THE DOCTRINE OF THE UNCONSCIOUS

Could men so apparently antipodal as these in temperament, utterance, and life have a thought or doctrine in common? Yet it was the great paradox of the Victorian era that the heart of their mystery, the source and pivot of their teaching, was the same dominating idea. The same idea led one man to insist on the value of the oldest clothes, and led the other to insist on getting rid of them. This dominating principle was the "Doctrine of the Unconscious."[7]
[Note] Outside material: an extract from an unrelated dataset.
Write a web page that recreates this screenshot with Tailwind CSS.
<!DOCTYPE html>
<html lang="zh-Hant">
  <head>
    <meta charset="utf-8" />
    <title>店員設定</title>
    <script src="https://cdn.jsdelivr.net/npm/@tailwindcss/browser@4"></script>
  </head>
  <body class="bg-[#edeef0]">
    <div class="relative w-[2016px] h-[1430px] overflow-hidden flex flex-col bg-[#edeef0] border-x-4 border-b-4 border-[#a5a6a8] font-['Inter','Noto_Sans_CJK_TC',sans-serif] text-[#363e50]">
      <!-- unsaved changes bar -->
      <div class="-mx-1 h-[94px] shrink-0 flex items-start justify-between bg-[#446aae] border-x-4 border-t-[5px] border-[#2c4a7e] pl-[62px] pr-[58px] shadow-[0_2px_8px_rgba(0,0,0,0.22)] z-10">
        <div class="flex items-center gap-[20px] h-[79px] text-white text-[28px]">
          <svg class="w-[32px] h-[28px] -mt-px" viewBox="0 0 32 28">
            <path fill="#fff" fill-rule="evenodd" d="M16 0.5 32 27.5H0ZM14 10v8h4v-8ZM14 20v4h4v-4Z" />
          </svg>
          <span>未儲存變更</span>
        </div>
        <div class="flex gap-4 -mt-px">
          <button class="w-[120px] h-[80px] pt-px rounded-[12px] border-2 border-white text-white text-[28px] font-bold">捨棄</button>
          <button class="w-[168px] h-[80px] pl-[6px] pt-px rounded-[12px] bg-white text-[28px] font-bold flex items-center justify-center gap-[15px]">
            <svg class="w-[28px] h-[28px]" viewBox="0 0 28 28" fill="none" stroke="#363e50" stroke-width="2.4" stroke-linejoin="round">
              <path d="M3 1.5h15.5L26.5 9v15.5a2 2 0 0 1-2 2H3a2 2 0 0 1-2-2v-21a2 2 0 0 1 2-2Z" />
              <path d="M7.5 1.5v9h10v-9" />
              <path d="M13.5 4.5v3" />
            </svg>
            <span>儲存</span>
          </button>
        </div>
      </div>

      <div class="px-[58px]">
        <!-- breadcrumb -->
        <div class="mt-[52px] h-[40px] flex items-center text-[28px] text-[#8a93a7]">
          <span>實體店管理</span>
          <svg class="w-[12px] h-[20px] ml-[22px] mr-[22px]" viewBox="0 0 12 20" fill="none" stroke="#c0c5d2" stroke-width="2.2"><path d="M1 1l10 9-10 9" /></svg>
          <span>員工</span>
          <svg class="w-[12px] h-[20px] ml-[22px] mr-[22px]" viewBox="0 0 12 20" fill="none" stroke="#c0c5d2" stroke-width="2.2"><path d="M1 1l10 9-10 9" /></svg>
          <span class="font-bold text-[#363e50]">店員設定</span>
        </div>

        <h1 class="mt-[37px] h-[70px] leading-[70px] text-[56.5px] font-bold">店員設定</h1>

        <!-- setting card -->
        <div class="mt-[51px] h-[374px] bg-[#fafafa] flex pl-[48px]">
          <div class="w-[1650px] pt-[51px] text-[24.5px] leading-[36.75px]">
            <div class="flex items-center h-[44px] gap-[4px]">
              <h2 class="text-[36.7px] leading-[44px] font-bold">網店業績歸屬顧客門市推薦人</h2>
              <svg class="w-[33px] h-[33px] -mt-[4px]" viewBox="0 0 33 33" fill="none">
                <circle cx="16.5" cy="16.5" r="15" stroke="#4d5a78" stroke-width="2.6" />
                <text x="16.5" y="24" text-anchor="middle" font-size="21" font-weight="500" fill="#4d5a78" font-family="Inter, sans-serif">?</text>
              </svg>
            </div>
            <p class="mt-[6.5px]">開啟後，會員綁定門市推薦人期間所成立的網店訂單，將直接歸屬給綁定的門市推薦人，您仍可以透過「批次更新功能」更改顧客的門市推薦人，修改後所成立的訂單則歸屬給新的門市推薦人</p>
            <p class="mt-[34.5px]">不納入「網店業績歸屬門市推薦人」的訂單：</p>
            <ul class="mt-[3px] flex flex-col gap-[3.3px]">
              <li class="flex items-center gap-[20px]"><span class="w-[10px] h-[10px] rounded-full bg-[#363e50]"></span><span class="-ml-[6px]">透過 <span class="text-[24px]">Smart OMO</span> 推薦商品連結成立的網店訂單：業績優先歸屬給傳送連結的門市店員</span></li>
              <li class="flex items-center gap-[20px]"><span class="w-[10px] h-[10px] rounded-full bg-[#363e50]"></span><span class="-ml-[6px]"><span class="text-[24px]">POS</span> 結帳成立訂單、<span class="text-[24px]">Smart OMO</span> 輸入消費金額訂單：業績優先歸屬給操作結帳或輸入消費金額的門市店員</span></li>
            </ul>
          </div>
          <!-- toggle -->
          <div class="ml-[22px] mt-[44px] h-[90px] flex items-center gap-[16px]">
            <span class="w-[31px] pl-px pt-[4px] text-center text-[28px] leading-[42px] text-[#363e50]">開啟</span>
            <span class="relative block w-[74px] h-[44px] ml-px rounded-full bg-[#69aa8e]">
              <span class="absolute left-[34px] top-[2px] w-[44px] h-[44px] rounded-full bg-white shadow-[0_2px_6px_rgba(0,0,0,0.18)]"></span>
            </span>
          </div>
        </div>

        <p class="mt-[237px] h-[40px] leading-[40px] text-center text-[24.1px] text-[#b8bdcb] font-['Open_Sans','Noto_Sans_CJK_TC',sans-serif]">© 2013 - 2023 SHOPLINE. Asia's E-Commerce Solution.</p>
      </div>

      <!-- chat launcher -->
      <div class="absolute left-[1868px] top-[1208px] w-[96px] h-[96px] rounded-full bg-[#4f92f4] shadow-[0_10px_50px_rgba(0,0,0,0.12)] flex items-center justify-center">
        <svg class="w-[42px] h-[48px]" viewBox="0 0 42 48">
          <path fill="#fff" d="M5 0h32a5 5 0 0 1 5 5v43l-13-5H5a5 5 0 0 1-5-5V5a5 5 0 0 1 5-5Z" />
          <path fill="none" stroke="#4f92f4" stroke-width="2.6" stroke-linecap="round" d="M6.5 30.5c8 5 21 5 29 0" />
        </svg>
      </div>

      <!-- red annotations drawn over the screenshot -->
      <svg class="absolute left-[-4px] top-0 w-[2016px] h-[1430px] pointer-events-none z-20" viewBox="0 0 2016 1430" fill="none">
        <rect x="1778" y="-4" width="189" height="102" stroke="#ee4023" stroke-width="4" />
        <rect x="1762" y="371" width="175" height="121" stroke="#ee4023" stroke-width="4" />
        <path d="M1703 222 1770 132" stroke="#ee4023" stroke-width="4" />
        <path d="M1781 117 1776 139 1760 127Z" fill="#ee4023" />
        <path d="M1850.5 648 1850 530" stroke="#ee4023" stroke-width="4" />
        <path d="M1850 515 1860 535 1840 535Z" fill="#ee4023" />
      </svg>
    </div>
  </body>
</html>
Carlyle first expounded this doctrine in his essay "Characteristics."[8] "The truly strong mind," he says, "view it as Intellect, as Morality, or under any other aspect, is nowise the mind acquainted with its strength; here as before the sign of health is unconsciousness. In our inward, as in our outward, world what is mechanical lies open to us; not what is dynamical and has vitality. Of our thinking, we might say, it is but the mere upper surface that we shape into articulate Thoughts; underneath the region of argument and conscious discourse lies the region of meditation; here, in its quiet mysterious depths, dwells what vital force is in us; here, if aught is to be created, and not merely manufactured and communicated, must the work go on. Manufacture is intelligible, but trivial; Creation is great, and cannot be understood." What is intuitive and spontaneous should be our guide. "The healthy understanding is not the Logical, argumentative, but The Intuitive." "The characteristic of right performance is a certain spontaneity, an unconsciousness; 'the healthy know not of their health, but only the sick.'" On this idea Carlyle bases his doctrines of Work and Heroes. By work the spontaneous self has a chance to reveal itself. Heroes are those Great Men who are spontaneous and sincere, those masters of their time who draw up into themselves the thoughts of masses of men.
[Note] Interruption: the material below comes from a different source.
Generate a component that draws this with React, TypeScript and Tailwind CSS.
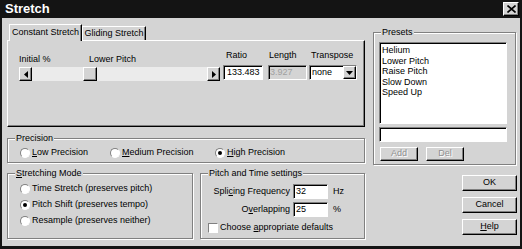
import React from "react";

const raised =
  "border border-t-white border-l-white border-r-black border-b-black bg-[#d4d4d4] shadow-[inset_-1px_-1px_0_#808080]";
const sunken =
  "border border-t-[#808080] border-l-[#808080] border-r-white border-b-white shadow-[inset_1px_1px_0_#000]";

function Radio({ checked }: { checked?: boolean }) {
  return (
    <span className="flex h-[10px] w-[10px] shrink-0 items-center justify-center rounded-full border border-t-[#808080] border-l-[#808080] border-r-white border-b-white bg-white">
      {checked && <span className="h-[4px] w-[4px] rounded-full bg-black" />}
    </span>
  );
}

function Group({
  label,
  className,
  children,
}: {
  label: React.ReactNode;
  className: string;
  children?: React.ReactNode;
}) {
  return (
    <div
      className={`relative border border-[#808080] shadow-[inset_1px_1px_0_#fff,1px_1px_0_#fff] ${className}`}
    >
      <span className="absolute -top-[6px] left-[7px] bg-[#d4d4d4] px-[1px] leading-[11px]">
        {label}
      </span>
      {children}
    </div>
  );
}

function Arrow({ dir }: { dir: "left" | "right" | "down" }) {
  if (dir === "down")
    return (
      <svg width="7" height="4" viewBox="0 0 7 4">
        <path d="M0 0h7L3.5 4z" fill="#000" />
      </svg>
    );
  return (
    <svg width="4" height="7" viewBox="0 0 4 7">
      <path d={dir === "left" ? "M4 0v7L0 3.5z" : "M0 0v7l4-3.5z"} fill="#000" />
    </svg>
  );
}

export default function App() {
  return (
    <div className="flex h-[249px] w-[522px] flex-col border-x-2 border-b-[3px] border-[#141414] bg-[#d4d4d4] font-['Liberation_Sans',Arial,sans-serif] text-[9px] text-black">
      {/* title bar */}
      <div className="flex h-[18px] shrink-0 items-start justify-between bg-[#141414]">
        <span className="pl-[3px] text-[13px] font-bold leading-[18px] text-white">Stretch</span>
        <span className={`mr-[1px] mt-[2px] flex h-[14px] w-[16px] items-center justify-center ${raised}`}>
          <svg width="9" height="8" viewBox="0 0 9 8">
            <path d="M0.5 0.5l8 7M8.5 0.5l-8 7" stroke="#000" strokeWidth="1.6" />
          </svg>
        </span>
      </div>

      <div className="flex pl-[5px]">
        {/* left column */}
        <div className="flex w-[358px] flex-col">
          <div className="mt-[6px] flex h-[16px] items-end pl-[2px]">
            <div className="relative z-10 -mb-px flex h-[17px] w-[73px] items-center justify-center border-l border-t border-r border-t-white border-l-white border-r-black bg-[#d4d4d4] shadow-[inset_-1px_0_0_#808080]">
              Constant Stretch
            </div>
            <div className="flex h-[14px] w-[64px] items-center justify-center border-l border-t border-r border-t-white border-l-white border-r-black shadow-[inset_-1px_0_0_#808080]">
              Gliding Stretch
            </div>
          </div>

          <div className="flex h-[87px] border border-t-white border-l-white border-r-black border-b-black pl-[11px] shadow-[inset_-1px_-1px_0_#808080]">
            <div className="flex w-[201px] flex-col pt-[13px]">
              <div className="flex h-[11px] leading-[11px]">
                <span className="w-[70px]">Initial %</span>
                <span>Lower Pitch</span>
              </div>
              <div className="mt-[2px] flex h-[14px] bg-[#ebebeb]">
                <span className={`flex w-[13px] items-center justify-center ${raised}`}>
                  <Arrow dir="left" />
                </span>
                <span className="w-[51px]" />
                <span className={`w-[14px] ${raised}`} />
                <span className="flex-1" />
                <span className={`flex w-[13px] items-center justify-center ${raised}`}>
                  <Arrow dir="right" />
                </span>
              </div>
            </div>

            <div className="ml-[3px] flex w-[40px] flex-col pt-[9px]">
              <span className="h-[11px] pl-[3px] leading-[11px]">Ratio</span>
              <span className={`mt-[4px] h-[15px] bg-white pl-[3px] leading-[13px] ${sunken}`}>133.483</span>
            </div>
            <div className="ml-[5px] flex w-[39px] flex-col pt-[9px]">
              <span className="h-[11px] pl-[1px] leading-[11px]">Length</span>
              <span className={`mt-[4px] h-[15px] bg-[#d4d4d4] pl-[1px] leading-[13px] text-[#a0a0a0] ${sunken}`}>
                3.927
              </span>
            </div>
            <div className="ml-[2px] flex w-[48px] flex-col pt-[9px]">
              <span className="h-[11px] pl-[2px] leading-[11px]">Transpose</span>
              <span className={`mt-[4px] flex h-[15px] bg-white ${sunken}`}>
                <span className="flex-1 pl-[2px] leading-[13px]">none</span>
                <span className={`flex w-[13px] items-center justify-center ${raised}`}>
                  <Arrow dir="down" />
                </span>
              </span>
            </div>
          </div>

          <Group label="Precision" className="mt-[11px] h-[25px]">
            <div className="flex h-[10px] items-center pl-[12px] pt-0 mt-[9px]">
              <span className="flex w-[90px] items-center gap-[2px]">
                <Radio />
                <span>
                  <span className="underline">L</span>ow Precision
                </span>
              </span>
              <span className="flex w-[105px] items-center gap-[2px]">
                <Radio />
                <span>
                  <span className="underline">M</span>edium Precision
                </span>
              </span>
              <span className="flex items-center gap-[2px]">
                <Radio checked />
                <span>
                  <span className="underline">H</span>igh Precision
                </span>
              </span>
            </div>
          </Group>

          <div className="mt-[10px] flex gap-[7px]">
            <Group
              label={
                <>
                  <span className="underline">S</span>tretching Mode
                </>
              }
              className="h-[66px] w-[186px]"
            >
              <div className="flex flex-col pl-[12px] pt-[7px]">
                <span className="flex h-[16px] items-center gap-[2px]">
                  <Radio />
                  Time Stretch (preserves pitch)
                </span>
                <span className="flex h-[16px] items-center gap-[2px]">
                  <Radio checked />
                  Pitch Shift (preserves tempo)
                </span>
                <span className="flex h-[16px] items-center gap-[2px]">
                  <Radio />
                  Resample (preserves neither)
                </span>
              </div>
            </Group>

            <Group label="Pitch and Time settings" className="h-[66px] flex-1">
              <div className="flex flex-col pt-[10px]">
                <div className="flex h-[15px] items-center">
                  <span className="w-[89px] text-right">
                    Spli<span className="underline">c</span>ing Frequency
                  </span>
                  <span className={`ml-[3px] h-[15px] w-[35px] bg-white pl-[2px] leading-[13px] ${sunken}`}>32</span>
                  <span className="ml-[5px]">Hz</span>
                </div>
                <div className="mt-[3px] flex h-[15px] items-center">
                  <span className="w-[89px] text-right">
                    O<span className="underline">v</span>erlapping
                  </span>
                  <span className={`ml-[3px] h-[15px] w-[35px] bg-white pl-[2px] leading-[13px] ${sunken}`}>25</span>
                  <span className="ml-[5px]">%</span>
                </div>
                <div className="mt-[5px] flex h-[11px] items-center pl-[7px]">
                  <span className="h-[10px] w-[10px] border border-t-[#808080] border-l-[#808080] border-r-white border-b-white bg-white" />
                  <span className="ml-[2px]">
                    Choose <span className="underline">a</span>ppropriate defaults
                  </span>
                </div>
              </div>
            </Group>
          </div>
        </div>

        {/* right column */}
        <div className="ml-[8px] flex w-[145px] flex-col">
          <Group label="Presets" className="mt-[14px] h-[133px] w-[143px]">
            <div className="flex flex-col pl-[5px] pt-[9px]">
              <div className={`h-[82px] w-[128px] bg-white pl-[2px] pt-[2px] leading-[10.5px] ${sunken}`}>
                <div>Helium</div>
                <div>Lower Pitch</div>
                <div>Raise Pitch</div>
                <div>Slow Down</div>
                <div>Speed Up</div>
              </div>
              <div className={`mt-[3px] h-[15px] w-[128px] bg-white ${sunken}`} />
              <div className="mt-[5px] flex h-[14px]">
                <span className={`ml-[1px] flex w-[38px] items-center justify-center text-[#909090] [text-shadow:1px_1px_0_#fff] ${raised}`}>
                  Add
                </span>
                <span className={`ml-[8px] flex w-[38px] items-center justify-center text-[#909090] [text-shadow:1px_1px_0_#fff] ${raised}`}>
                  Del
                </span>
              </div>
            </div>
          </Group>

          <div className="ml-[89px] flex w-[55px] flex-col">
            <span className={`mt-[10px] flex h-[16px] items-center justify-center ${raised}`}>OK</span>
            <span className={`mt-[6px] flex h-[16px] items-center justify-center ${raised}`}>Cancel</span>
            <span className={`mt-[6px] flex h-[16px] items-center justify-center ${raised}`}>
              <span>
                <span className="underline">H</span>elp
              </span>
            </span>
          </div>
        </div>
      </div>
    </div>
  );
}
Newman's belief in the power of the unconscious was equally firm and thoroughgoing. In his sermon on "Explicit and Implicit Reason," he means by "implicit reason" "unconscious meditation." "Reasoning is a living, spontaneous energy within us, not an art." "Progress," he said later, "is a living growth, not a mechanism; and its instruments are mental acts, not the formulas and contrivances of language." "As each individual has certain instincts of right and wrong antecedently to reasoning, on which he acts—and rightly—so has the world of men collectively. God gave them truths in His miraculous revelations. … These are transmitted as the 'wisdom of our ancestors.' " It was Newman's staunch belief in what is intuitive and instinctive that made him accept the wisdom of the race as more trustworthy than the reason of the individual. Consequently he believed that Christian truth is preserved not by the reasoning of the individual but by the diversified powers, insight, and feeling which are found in a long-continuing society. For Newman, therefore, the Catholic Church was the articulate voice of the body of Christian believers in the past—"the concrete representative of things invisible."[9]

These two great men, who did not understand each other, based their teachings on the same initial principle—the "doctrine of the unconscious." However far apart they were at the end, they insisted with graceful pleading or with tumultuous eloquence on these high moral truths: faith in what is spontaneous and sincere in one's own nature, and spontaneous and instinctive submission to those highly endowed men whose innate sincerity will redeem the world.

  1. See Newman's description of Oxford in Harvard Classics, xxviii, 47-50.
  2. H. C., xxv, 338.
  3. See George Moore's "Salve," chap, xv, for a vigorous attack on Newman's style.
  4. For a full account see H. C. xxv, 315.
  5. H. C., xxv, 359.
  6. See "The Letters of George Meredith," Vol. II, 332.
  7. For an extended account see Professor J. B. Fletcher's article "Newman and Carlyle" in the "Atlantic Monthly," Vol. XCV, p. 669.
  8. H. C., xxv, 319.
  9. Readers interested in Newman should see the new "Life" by Wilfrid Ward.